**DATA PROVIDED:**
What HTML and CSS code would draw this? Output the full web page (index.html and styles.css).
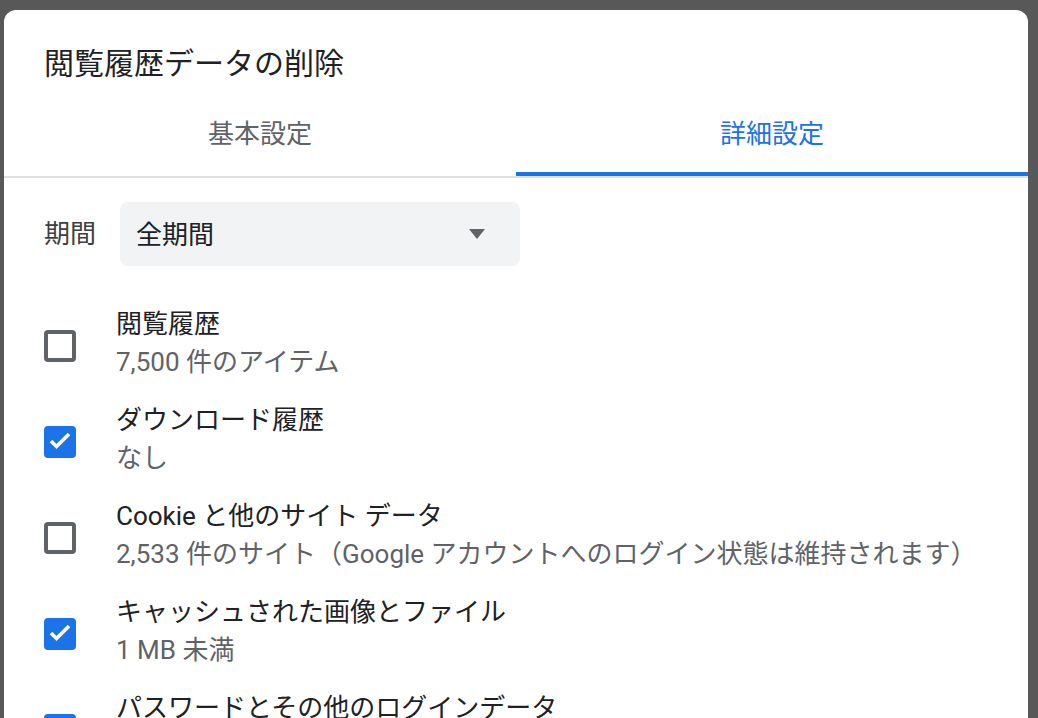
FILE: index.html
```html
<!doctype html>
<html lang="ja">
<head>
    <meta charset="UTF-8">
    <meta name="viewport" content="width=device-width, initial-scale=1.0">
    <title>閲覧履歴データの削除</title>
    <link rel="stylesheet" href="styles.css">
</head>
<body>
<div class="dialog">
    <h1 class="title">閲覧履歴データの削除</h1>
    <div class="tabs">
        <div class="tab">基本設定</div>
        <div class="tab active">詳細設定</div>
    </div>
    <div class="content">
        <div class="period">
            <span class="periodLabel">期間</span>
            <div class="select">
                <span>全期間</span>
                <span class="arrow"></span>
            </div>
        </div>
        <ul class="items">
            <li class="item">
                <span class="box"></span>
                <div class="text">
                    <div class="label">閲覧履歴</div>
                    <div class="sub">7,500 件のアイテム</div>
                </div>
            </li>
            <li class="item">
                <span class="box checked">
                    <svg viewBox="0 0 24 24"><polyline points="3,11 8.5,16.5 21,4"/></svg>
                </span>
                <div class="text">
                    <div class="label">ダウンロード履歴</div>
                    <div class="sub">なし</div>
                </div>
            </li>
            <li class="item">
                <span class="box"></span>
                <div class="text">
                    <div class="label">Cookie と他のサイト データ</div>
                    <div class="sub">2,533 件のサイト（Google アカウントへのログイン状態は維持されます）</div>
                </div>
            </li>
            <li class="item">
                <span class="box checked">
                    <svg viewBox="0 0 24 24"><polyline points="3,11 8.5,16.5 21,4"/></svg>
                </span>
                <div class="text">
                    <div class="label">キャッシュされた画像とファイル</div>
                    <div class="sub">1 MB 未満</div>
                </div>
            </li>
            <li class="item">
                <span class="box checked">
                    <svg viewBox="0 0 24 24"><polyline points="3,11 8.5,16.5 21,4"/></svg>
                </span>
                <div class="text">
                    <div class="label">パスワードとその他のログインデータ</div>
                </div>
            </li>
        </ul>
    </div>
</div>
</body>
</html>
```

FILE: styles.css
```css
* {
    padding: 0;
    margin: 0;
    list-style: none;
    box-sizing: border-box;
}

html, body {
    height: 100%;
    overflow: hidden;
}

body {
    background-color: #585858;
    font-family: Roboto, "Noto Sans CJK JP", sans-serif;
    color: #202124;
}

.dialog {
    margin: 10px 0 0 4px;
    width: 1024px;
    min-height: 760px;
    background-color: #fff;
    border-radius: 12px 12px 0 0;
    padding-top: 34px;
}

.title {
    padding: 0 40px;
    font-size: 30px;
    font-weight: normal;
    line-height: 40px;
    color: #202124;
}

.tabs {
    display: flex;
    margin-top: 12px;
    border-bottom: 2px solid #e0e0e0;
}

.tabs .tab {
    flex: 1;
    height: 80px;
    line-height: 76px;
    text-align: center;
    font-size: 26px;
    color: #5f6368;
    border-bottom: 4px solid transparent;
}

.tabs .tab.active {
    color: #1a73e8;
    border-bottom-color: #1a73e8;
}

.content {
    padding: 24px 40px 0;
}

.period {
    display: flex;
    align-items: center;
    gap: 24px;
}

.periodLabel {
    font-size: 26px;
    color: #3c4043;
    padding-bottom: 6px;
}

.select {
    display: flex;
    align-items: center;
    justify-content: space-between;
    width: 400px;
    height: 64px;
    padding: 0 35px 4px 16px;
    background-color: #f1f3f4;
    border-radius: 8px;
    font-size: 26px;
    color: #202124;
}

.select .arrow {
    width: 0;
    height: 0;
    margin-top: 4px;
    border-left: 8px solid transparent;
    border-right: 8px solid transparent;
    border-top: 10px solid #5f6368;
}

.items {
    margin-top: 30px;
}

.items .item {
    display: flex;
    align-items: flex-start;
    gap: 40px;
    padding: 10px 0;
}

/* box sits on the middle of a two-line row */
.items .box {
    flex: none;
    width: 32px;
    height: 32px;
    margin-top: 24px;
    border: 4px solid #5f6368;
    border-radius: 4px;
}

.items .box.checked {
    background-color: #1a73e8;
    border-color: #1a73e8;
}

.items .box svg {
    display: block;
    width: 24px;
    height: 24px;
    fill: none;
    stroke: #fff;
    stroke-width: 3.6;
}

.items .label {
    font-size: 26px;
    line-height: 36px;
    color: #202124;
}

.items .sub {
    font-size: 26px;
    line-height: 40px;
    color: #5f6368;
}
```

---

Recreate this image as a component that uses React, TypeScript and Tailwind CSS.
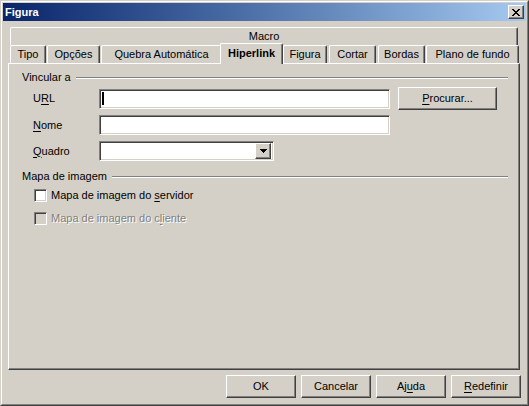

**YOUR INSTRUCTIONS:** Count up the lines in the listing that hold the word "styles", and give that number only.

**WORKED ANSWER:** 3